Die Konstruktion der politischen Einstellung oder Gesinnung von Teilnehmern als „links“ ist dabei analog zur Presseeinordnung in Berlin sicherer, als dass sich Polizei und Geheimdienste bei der Datenverarbeitung an rechtsstaatliche Prinzipien halten. Aber unabhängig davon, dass sich Polizeien und Geheimdienste bei Demonstrationsüberwachungen, Identitätsfeststellungen von Teilnehmer*innen und der Datenverarbeitung rechtswidrig verhalten, ist aus Sicht der im Grundgesetz festgeschriebenen bürgerlichen Freiheitsrechte hier das Problematische – wenn nicht gar Skandalöse – wie die exekutive Gewalt die politische Meinungsäußerung und die Versammlungsfreiheit nicht nur missachtet, sondern beides gezielt nutzt, um Profile politisch Aktiver zu erstellen und Datenbanken politischer Gesinnung zu füllen.
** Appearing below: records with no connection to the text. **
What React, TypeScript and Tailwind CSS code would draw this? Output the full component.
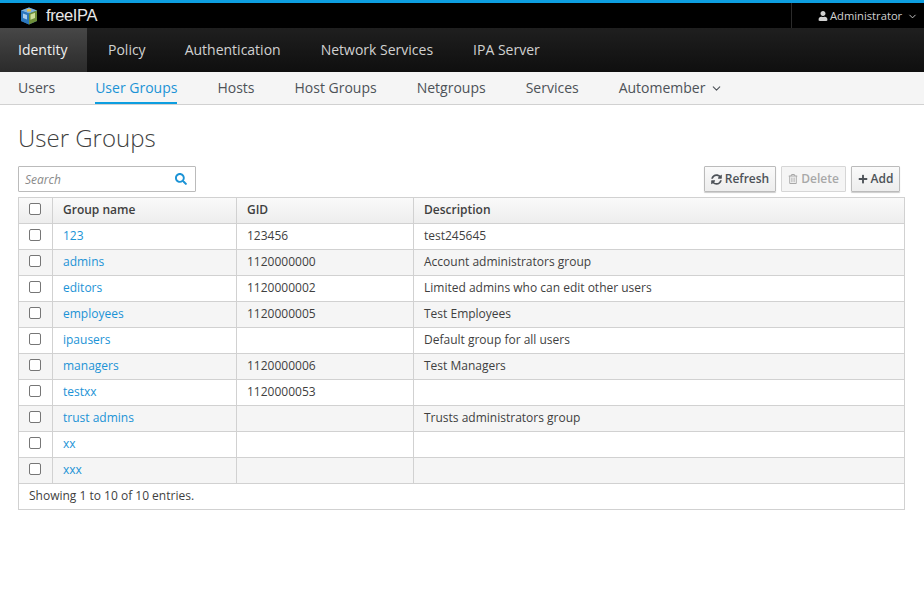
import { FaPlus, FaRegTrashAlt, FaSearch, FaSyncAlt, FaUser } from 'react-icons/fa'
import { LuChevronDown } from 'react-icons/lu'

const primaryNav = ['Policy', 'Authentication', 'Network Services', 'IPA Server']
const secondaryNav = ['Hosts', 'Host Groups', 'Netgroups', 'Services']

const groups = [
  { name: '123', gid: '123456', description: 'test245645' },
  { name: 'admins', gid: '1120000000', description: 'Account administrators group' },
  { name: 'editors', gid: '1120000002', description: 'Limited admins who can edit other users' },
  { name: 'employees', gid: '1120000005', description: 'Test Employees' },
  { name: 'ipausers', gid: '', description: 'Default group for all users' },
  { name: 'managers', gid: '1120000006', description: 'Test Managers' },
  { name: 'testxx', gid: '1120000053', description: '' },
  { name: 'trust admins', gid: '', description: 'Trusts administrators group' },
  { name: 'xx', gid: '', description: '' },
  { name: 'xxx', gid: '', description: '' },
]

function Logo() {
  return (
    <svg width="18" height="18" viewBox="0 0 18 18" className="shrink-0">
      <path d="M9 0.5 L17 3.5 L17 14 L9 17.5 L1 14 L1 3.5 Z" fill="#2c6aa8" />
      <path d="M9 0.5 L17 3.5 L9 6.5 L1 3.5 Z" fill="#7fb2dc" />
      <path d="M9 6.5 L17 3.5 L17 14 L9 17.5 Z" fill="#6f8f3a" />
      <path d="M1 3.5 L9 6.5 L9 17.5 L1 14 Z" fill="#2a76bd" />
      <path d="M10.5 7.5 L15 5.8 L15 11 L10.5 12.8 Z" fill="#cfe09a" />
      <path d="M3 6.5 L7 8 L7 12.5 L3 11 Z" fill="#a8cdec" />
      <path d="M7 2 L11 2 L11 4.5 L7 4.5 Z" fill="#e6c04a" />
    </svg>
  )
}

function Checkbox() {
  return <span className="mb-[3px] mr-[2px] block h-[12px] w-[12px] rounded-[2px] border border-[#767676] bg-white" />
}

export default function App() {
  return (
    <div className="min-h-[603px] bg-white font-['Open_Sans',sans-serif] text-[13px] text-[#3f3f3f]">
      <header className="flex h-[28px] border-t-[3px] border-[#0d9ee0] bg-black">
        <div className="flex items-center gap-[8px] pl-[20px]">
          <Logo />
          <span className="font-['Liberation_Sans',sans-serif] text-[16.5px] tracking-[-0.4px] text-[#e8e8e8]">freeIPA</span>
        </div>
        <div className="ml-auto flex w-[133px] items-center border-l border-[#2b2b2b] pl-[26px] pt-[1px] text-[11.2px] text-[#d1d1d1]">
          <FaUser className="mr-[2px] text-[10px]" />
          <span>Administrator</span>
          <LuChevronDown className="ml-[5px] text-[11px]" />
        </div>
      </header>

      <nav className="flex h-[44px] bg-gradient-to-b from-[#1f1f1f] to-[#0f0f0f] pb-[2px] text-[14px] text-[#d1d1d1]">
        <div className="-mb-[2px] flex w-[87px] items-center bg-gradient-to-b from-[#474747] to-[#2b2b2b] pb-[2px] pl-[18px] text-[#f0f0f0]">Identity</div>
        {primaryNav.map((item, i) => (
          <div key={item} className={`flex items-center ${i === 0 ? 'pl-[21px] pr-[19px]' : 'px-[20px]'}`}>{item}</div>
        ))}
      </nav>

      <nav className="flex h-[33px] border-b border-[#d1d1d1] bg-[#f5f5f5] pl-[18px] text-[14px] text-[#4d5258]">
        <div className="flex items-center pb-[2px]">Users</div>
        <div className="ml-[40px] flex items-center border-b-2 border-[#0d9ee0] text-[#1b93d6]">User Groups</div>
        {secondaryNav.map(item => (
          <div key={item} className="ml-[40px] flex items-center pb-[2px]">{item}</div>
        ))}
        <div className="ml-[40px] flex items-center pb-[2px]">
          Automember
          <LuChevronDown className="ml-[5px] mt-[2px] text-[13px]" />
        </div>
      </nav>

      <main className="pl-[18px] pr-[19px]">
        <h1 className="mt-[17px] text-[24px] leading-[32px] font-light text-[#3f3f3f]">User Groups</h1>

        <div className="mt-[12px] flex items-center justify-between pr-[5px]">
          <div className="flex h-[26px] w-[178px] items-center rounded-[1px] border border-[#bbb] pl-[6px] pr-[8px]">
            <span className="pt-[1px] text-[12px] italic text-[#8a8a8a]">Search</span>
            <FaSearch className="ml-auto text-[12px] text-[#1b93d6]" />
          </div>
          <div className="flex gap-[5px]">
            <button className="flex h-[26px] w-[72px] items-center justify-center gap-[3px] rounded-[1px] border border-[#bbb] bg-gradient-to-b from-[#fafafa] to-[#ededed] text-[12px] font-semibold text-[#4d5258] shadow-[0_1px_1px_rgba(0,0,0,0.2)]">
              <FaSyncAlt className="text-[11px]" />
              Refresh
            </button>
            <button className="flex h-[26px] w-[65px] items-center justify-center gap-[3px] rounded-[1px] border border-[#d6d6d6] bg-[#f5f5f5] text-[12px] font-semibold text-[#a8a8a8]">
              <FaRegTrashAlt className="text-[10px]" />
              Delete
            </button>
            <button className="flex h-[26px] w-[49px] items-center justify-center gap-[3px] rounded-[1px] border border-[#bbb] bg-gradient-to-b from-[#fafafa] to-[#ededed] text-[12px] font-semibold text-[#4d5258] shadow-[0_1px_1px_rgba(0,0,0,0.2)]">
              <FaPlus className="text-[10px]" />
              Add
            </button>
          </div>
        </div>

        <div className="mt-[5px] border border-[#d1d1d1] text-[12px]">
          <div className="grid h-[26px] grid-cols-[33px_184px_177px_1fr] border-b border-[#d1d1d1] bg-gradient-to-b from-[#fafafa] to-[#ededed] font-semibold text-[#3f3f3f]">
            <div className="flex items-center justify-center">
              <Checkbox />
            </div>
            <div className="flex items-center border-l border-[#d1d1d1] pb-[2px] pl-[10px]">Group name</div>
            <div className="flex items-center border-l border-[#d1d1d1] pb-[2px] pl-[10px]">GID</div>
            <div className="flex items-center border-l border-[#d1d1d1] pb-[2px] pl-[10px]">Description</div>
          </div>
          {groups.map((g, i) => (
            <div
              key={g.name}
              className={`grid h-[26px] grid-cols-[33px_184px_177px_1fr] border-b border-[#d1d1d1] ${i % 2 ? 'bg-[#f5f5f5]' : 'bg-white'}`}
            >
              <div className="flex items-center justify-center">
                <Checkbox />
              </div>
              <div className="flex items-center border-l border-[#d1d1d1] pb-[2px] pl-[10px] text-[#1b93d6]">{g.name}</div>
              <div className="flex items-center border-l border-[#d1d1d1] pb-[2px] pl-[10px]">{g.gid}</div>
              <div className="flex items-center border-l border-[#d1d1d1] pb-[2px] pl-[10px]">{g.description}</div>
            </div>
          ))}
          <div className="flex h-[25px] items-center pb-[2px] pl-[10px]">Showing 1 to 10 of 10 entries.</div>
        </div>
      </main>
    </div>
  )
}
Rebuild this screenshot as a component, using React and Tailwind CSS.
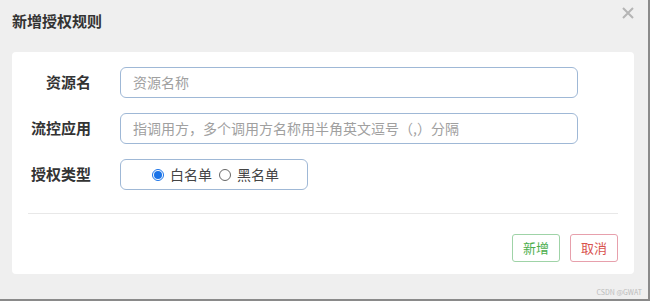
import React from "react";

const font = { fontFamily: '"Noto Sans CJK SC", "Noto Sans", sans-serif' };

function App() {
  return (
    <div
      className="relative w-[650px] h-[301px] bg-[#efefef] overflow-hidden border-r-2 border-b-2 border-[#8a8a8a]"
      style={font}
    >
      {/* Header */}
      <div className="flex items-start justify-between h-[40px] pl-[12px] pr-[14px]">
        <h2 className="mt-[13px] text-[15px] font-bold text-[#333] leading-none">新增授权规则</h2>
        <button className="mt-[7px] w-[12px] h-[12px] text-[#b5b5b5]">
          <svg viewBox="0 0 12 12" className="w-[12px] h-[12px]" stroke="currentColor" strokeWidth="2">
            <path d="M1 1l10 10M11 1L1 11" />
          </svg>
        </button>
      </div>

      {/* Body */}
      <div className="mx-[12px] mt-[12px] w-[622px] h-[222px] bg-white rounded-[4px] px-[16px] pt-[15px]">
        <div className="flex flex-col gap-[15px]">
          <div className="flex items-center">
            <label className="w-[63px] text-right text-[15px] font-bold text-[#333]">资源名</label>
            <div className="ml-[29px] w-[458px] h-[31px] border border-[#9fb8d6] rounded-[6px] flex items-center px-[12px] text-[14px] text-[#a0a0a0]">
              资源名称
            </div>
          </div>
          <div className="flex items-center">
            <label className="w-[63px] text-right text-[15px] font-bold text-[#333]">流控应用</label>
            <div className="ml-[29px] w-[458px] h-[31px] border border-[#9fb8d6] rounded-[6px] flex items-center px-[12px] text-[14px] text-[#a0a0a0]">
              指调用方，多个调用方名称用半角英文逗号（,）分隔
            </div>
          </div>
          <div className="flex items-center">
            <label className="w-[63px] text-right text-[15px] font-bold text-[#333]">授权类型</label>
            <div className="ml-[29px] w-[188px] h-[31px] border border-[#9fb8d6] rounded-[6px] flex items-center pl-[31px] gap-[7px] text-[14px] text-[#444]">
              <span className="flex items-center gap-[6px]">
                <span className="w-[12px] h-[12px] rounded-full border border-[#1a73e8] flex items-center justify-center">
                  <span className="w-[8px] h-[8px] rounded-full bg-[#1a73e8]" />
                </span>
                白名单
              </span>
              <span className="flex items-center gap-[6px]">
                <span className="w-[12px] h-[12px] rounded-full border border-[#666]" />
                黑名单
              </span>
            </div>
          </div>
        </div>

        <div className="mt-[23px] h-px bg-[#e8e8e8]" />

        <div className="flex justify-end gap-[10px] mt-[20px]">
          <button className="w-[48px] h-[28px] border border-[#9fd3a7] rounded-[3px] text-[13px] text-[#4cae4c] bg-white">
            新增
          </button>
          <button className="w-[48px] h-[28px] border border-[#e7a0ac] rounded-[3px] text-[13px] text-[#d9534f] bg-white">
            取消
          </button>
        </div>
      </div>

      <div className="absolute right-[6px] bottom-[3px] text-[7px] text-[#bbb] leading-none">CSDN @GWAT</div>
    </div>
  );
}

export default App;
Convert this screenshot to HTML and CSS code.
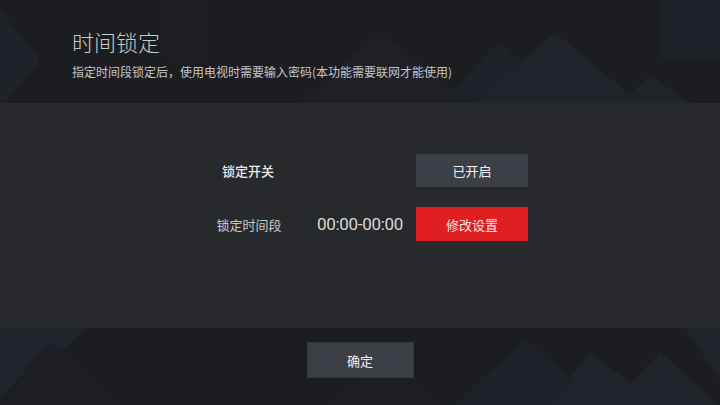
FILE: index.html
```html
<!DOCTYPE html>
<html lang="zh">
<head>
<meta charset="utf-8">
<link rel="stylesheet" href="styles.css">
</head>
<body>
<div class="screen">
  <svg class="bg" width="720" height="405" viewBox="0 0 720 405" aria-hidden="true">
    <polygon points="0,10 40,60 0,110" fill="#202229"/>
    <polygon points="300,103 380,30 470,103" fill="#1e2026"/>
    <polygon points="440,103 500,40 560,103" fill="#1f2128"/>
    <polygon points="475,103 555,32 640,103" fill="#20232a"/>
    <polygon points="620,103 650,75 690,103" fill="#20232a"/>
    <rect x="163" y="0" width="45" height="60" fill="#1d1e23"/>
    <rect x="660" y="0" width="60" height="60" fill="#1f2128"/>
    <polygon points="0,328 88,328 60,352 50,342 0,400" fill="#20232b"/>
    <polygon points="0,405 50,342 120,405" fill="#1d1f24"/>
    <polygon points="330,405 382,362 440,405" fill="#1d1f24"/>
    <polygon points="455,405 525,338 600,405" fill="#1f2128"/>
    <polygon points="550,405 590,352 660,405" fill="#20232a"/>
    <polygon points="610,405 660,352 720,405" fill="#20232a"/>
    <polygon points="685,328 720,328 720,380" fill="#20232a"/>
  </svg>
  <header class="head">
    <h1 class="title">时间锁定</h1>
    <p class="desc">指定时间段锁定后，使用电视时需要输入密码(本功能需要联网才能使用)</p>
  </header>
  <main class="panel">
    <div class="grid">
      <div class="label strong">锁定开关</div>
      <div class="value"></div>
      <div class="btn gray">已开启</div>
      <div class="label">锁定时间段</div>
      <div class="value time">00:00-00:00</div>
      <div class="btn red">修改设置</div>
    </div>
  </main>
  <footer class="foot">
    <div class="btn gray ok">确定</div>
  </footer>
</div>
</body>
</html>
```
FILE: styles.css
```css
* { box-sizing: border-box; }
html, body { margin: 0; padding: 0; }
body {
  width: 720px;
  height: 405px;
  overflow: hidden;
  background: #1c1d21;
  font-family: "Noto Sans CJK SC", "Noto Sans", sans-serif;
}
.screen {
  position: relative;
  width: 720px;
  height: 405px;
  display: flex;
  flex-direction: column;
}
.bg {
  position: absolute;
  left: 0;
  top: 0;
  z-index: 0;
}
.head, .panel, .foot { position: relative; z-index: 1; }
.head {
  height: 103px;
  padding: 26px 0 0 72px;
}
.title {
  margin: 0;
  font-size: 22px;
  font-weight: 300;
  line-height: 30px;
  color: #c9cacc;
}
.desc {
  margin: 8px 0 0;
  font-size: 12px;
  line-height: 16px;
  color: #c4c5c8;
}
.panel {
  height: 225px;
  background: #28292d;
  padding-top: 51px;
}
.grid {
  display: grid;
  grid-template-columns: 112px 112px 112px;
  grid-template-rows: 33px 34px;
  row-gap: 20px;
  justify-content: center;
  align-items: center;
}
.label {
  text-align: center;
  font-size: 13px;
  color: #c9cacd;
  padding-left: 2px;
}
.label.strong { color: #ececec; font-weight: 500; padding-left: 0; }
.value { text-align: center; }
.time {
  font-family: Roboto, "Noto Sans", sans-serif;
  font-size: 17px;
  font-weight: 400;
  color: #d8d8da;
  letter-spacing: -0.3px;
}
.btn {
  height: 100%;
  display: flex;
  align-items: center;
  justify-content: center;
  font-size: 13px;
  color: #f0f0f0;
}
.gray { background: #3d3f46; }
.red { background: #e02020; color: #fbe5e5; }
.foot {
  flex: 1;
  display: flex;
  justify-content: center;
  padding-top: 14px;
}
.ok {
  width: 107px;
  height: 36px;
  border: 1px solid #35373c;
}
```
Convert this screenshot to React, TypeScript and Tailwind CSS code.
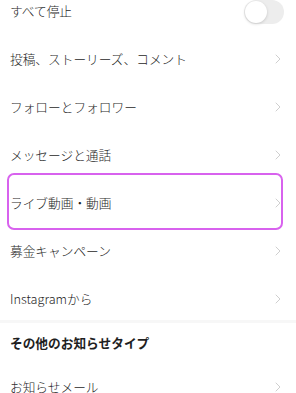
import React from "react";

const font = { fontFamily: '"Noto Sans CJK JP", "Noto Sans", sans-serif' };

function Chevron() {
  return (
    <svg width="6" height="10" viewBox="0 0 6 10" className="shrink-0">
      <path d="M1 1 L5 5 L1 9" fill="none" stroke="#cfcfcf" strokeWidth="1" strokeLinecap="round" strokeLinejoin="round" />
    </svg>
  );
}

function Row({ label }: { label: string }) {
  return (
    <div className="flex h-12 items-center justify-between pl-[10px] pr-[15px]">
      <span className="text-[12.7px] font-light text-[#1f1f1f]">{label}</span>
      <Chevron />
    </div>
  );
}

export default function App() {
  const items = [
    "投稿、ストーリーズ、コメント",
    "フォローとフォロワー",
    "メッセージと通話",
    "ライブ動画・動画",
    "募金キャンペーン",
    "Instagramから",
  ];
  return (
    <div className="relative h-[393px] w-[296px] overflow-hidden bg-white" style={font}>
      <div className="-mt-[13px]">
        <div className="flex h-12 items-center justify-between pl-[10px] pr-[12px]">
          <span className="text-[12.7px] font-light text-[#1f1f1f]">すべて停止</span>
          <div className="relative mt-[1px] h-[24px] w-[40px] rounded-full bg-[#ededed]">
            <div className="absolute left-[1px] top-[1px] h-[22px] w-[22px] rounded-full bg-white shadow-[0_1px_3px_rgba(0,0,0,0.16)]" />
          </div>
        </div>
        {items.map((l) => (
          <Row key={l} label={l} />
        ))}
        <div className="h-[3px] bg-[#f7f7f7] -mt-[3px]" />
        <div className="flex h-[40px] items-center pl-[10px]">
          <span className="text-[12.7px] font-bold text-[#1f1f1f]">その他のお知らせタイプ</span>
        </div>
        <Row label="お知らせメール" />
      </div>
      <div className="pointer-events-none absolute left-[7px] top-[173px] h-[57px] w-[276px] rounded-[7px] border-2 border-[#d862ee]" />
    </div>
  );
}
Diese Praxis erfolgt nachweislich unabhängig jeglicher tatsächlichen oder vermeintlichen Gefährdung durch Versammlungen, bewirkt aber durch die repressiven Möglichkeiten von Polizeien und deren geheimdienstlichen Zuträgern die Einschüchterung demonstrationswilliger Menschen und generell politischer Aktivist*innen.

Dabei wird bei der dargestellten Praxis sogar das Trennungsgebot aufgehoben, welches in der organisatorischen Trennung zwischen anlassbezogenem Zugriff (Information führt zu Handeln: Polizei) und anlassloser Überwachung und Unterwanderung (Handeln generiert Information: Geheimdienste) innerhalb des ausführenden Gewaltapparates sowieso hauptsächlich ein politischer Kniff und sozio-psychologische Augenwischerei ist, um ein umfassendes Vorgehen gegen politische Gegner legitimieren zu können.

Nichtsdestotrotz ist die zunehmende organisatorische und praktische Erosion dieser Trennung eine fatale Fehlentwicklung, die fundamentale Prinzipien bundesdeutscher Rechtsstaatlichkeit und damit bürgerlicher Freiheiten aushöhlt. Und dies kann nicht mit der Behauptung, es gehe nur um den „Austausch von Informationen und Wissen“ – in Form von Daten – weggewischt werden, denn die informationstechnische Zusammenarbeit zwischen Polizeien und Geheimdiensten ist nicht nur ein Teil, sondern die vollständige Aufhebung der Grenze zwischen beiden.